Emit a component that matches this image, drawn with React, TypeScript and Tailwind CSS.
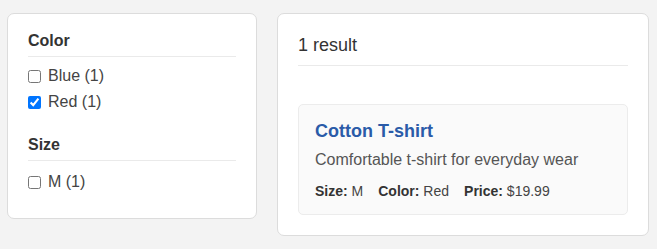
export default function App() {
  const font = { fontFamily: '"Liberation Sans", Arial, sans-serif' };
  return (
    <main className="min-h-[249px] bg-[#f3f3f3] pl-[7px] pr-[8px] pt-[13px] pb-[14px] text-[#333]" style={font}>
      <div className="flex items-start gap-[20px]">
        {/* Filters */}
        <aside className="w-[250px] shrink-0 rounded-[7px] border border-[#dcdcdc] bg-white px-[20px] pt-[18px] pb-[26px]">
          <section className="mb-[24px]">
            <h3 className="border-b border-[#eaeaea] pb-[6px] text-[16px] font-bold leading-[18px] text-[#333]">Color</h3>
            <div className="mt-[9px] flex flex-col gap-[6px]">
              <label className="flex h-[20px] items-center gap-[7px] text-[16px] text-[#444]">
                <input type="checkbox" className="m-0 h-[13px] w-[13px]" />
                Blue (1)
              </label>
              <label className="flex h-[20px] items-center gap-[7px] text-[16px] text-[#444]">
                <input type="checkbox" defaultChecked className="m-0 h-[13px] w-[13px]" />
                Red (1)
              </label>
            </div>
          </section>
          <section>
            <h3 className="border-b border-[#eaeaea] pb-[6px] text-[16px] font-bold leading-[18px] text-[#333]">Size</h3>
            <div className="mt-[11px] flex flex-col gap-[6px]">
              <label className="flex h-[20px] items-center gap-[7px] text-[16px] text-[#444]">
                <input type="checkbox" className="m-0 h-[13px] w-[13px]" />
                M (1)
              </label>
            </div>
          </section>
        </aside>

        {/* Results */}
        <section className="flex-1 rounded-[7px] border border-[#dcdcdc] bg-white px-[20px] pt-[20px] pb-[20px]">
          <div className="border-b border-[#eaeaea] pb-[9px] text-[18px] leading-[22px] text-[#333]">1 result</div>
          <div className="mt-[38px] rounded-[5px] border border-[#ececec] bg-[#fafafa] px-[16px] pt-[15px] pb-[15px]">
            <h2 className="text-[18px] font-bold leading-[22px] text-[#2a5ba8]">Cotton T-shirt</h2>
            <p className="mt-[8px] text-[16px] leading-[20px] text-[#555]">Comfortable t-shirt for everyday wear</p>
            <div className="mt-[13px] flex gap-[15px] text-[14px] leading-[16px] text-[#444]">
              <span><b className="text-[#333]">Size:</b> M</span>
              <span><b className="text-[#333]">Color:</b> Red</span>
              <span><b className="text-[#333]">Price:</b> $19.99</span>
            </div>
          </div>
        </section>
      </div>
    </main>
  );
}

_Problem_. Pictures are excluded; copy all other data exactly as shown.

_Answer to this task_.
Emit a component that matches this image, drawn with React, TypeScript and Tailwind CSS.
export default function App() {
  const font = { fontFamily: '"Liberation Sans", Arial, sans-serif' };
  return (
    <main className="min-h-[249px] bg-[#f3f3f3] pl-[7px] pr-[8px] pt-[13px] pb-[14px] text-[#333]" style={font}>
      <div className="flex items-start gap-[20px]">
        {/* Filters */}
        <aside className="w-[250px] shrink-0 rounded-[7px] border border-[#dcdcdc] bg-white px-[20px] pt-[18px] pb-[26px]">
          <section className="mb-[24px]">
            <h3 className="border-b border-[#eaeaea] pb-[6px] text-[16px] font-bold leading-[18px] text-[#333]">Color</h3>
            <div className="mt-[9px] flex flex-col gap-[6px]">
              <label className="flex h-[20px] items-center gap-[7px] text-[16px] text-[#444]">
                <input type="checkbox" className="m-0 h-[13px] w-[13px]" />
                Blue (1)
              </label>
              <label className="flex h-[20px] items-center gap-[7px] text-[16px] text-[#444]">
                <input type="checkbox" defaultChecked className="m-0 h-[13px] w-[13px]" />
                Red (1)
              </label>
            </div>
          </section>
          <section>
            <h3 className="border-b border-[#eaeaea] pb-[6px] text-[16px] font-bold leading-[18px] text-[#333]">Size</h3>
            <div className="mt-[11px] flex flex-col gap-[6px]">
              <label className="flex h-[20px] items-center gap-[7px] text-[16px] text-[#444]">
                <input type="checkbox" className="m-0 h-[13px] w-[13px]" />
                M (1)
              </label>
            </div>
          </section>
        </aside>

        {/* Results */}
        <section className="flex-1 rounded-[7px] border border-[#dcdcdc] bg-white px-[20px] pt-[20px] pb-[20px]">
          <div className="border-b border-[#eaeaea] pb-[9px] text-[18px] leading-[22px] text-[#333]">1 result</div>
          <div className="mt-[38px] rounded-[5px] border border-[#ececec] bg-[#fafafa] px-[16px] pt-[15px] pb-[15px]">
            <h2 className="text-[18px] font-bold leading-[22px] text-[#2a5ba8]">Cotton T-shirt</h2>
            <p className="mt-[8px] text-[16px] leading-[20px] text-[#555]">Comfortable t-shirt for everyday wear</p>
            <div className="mt-[13px] flex gap-[15px] text-[14px] leading-[16px] text-[#444]">
              <span><b className="text-[#333]">Size:</b> M</span>
              <span><b className="text-[#333]">Color:</b> Red</span>
              <span><b className="text-[#333]">Price:</b> $19.99</span>
            </div>
          </div>
        </section>
      </div>
    </main>
  );
}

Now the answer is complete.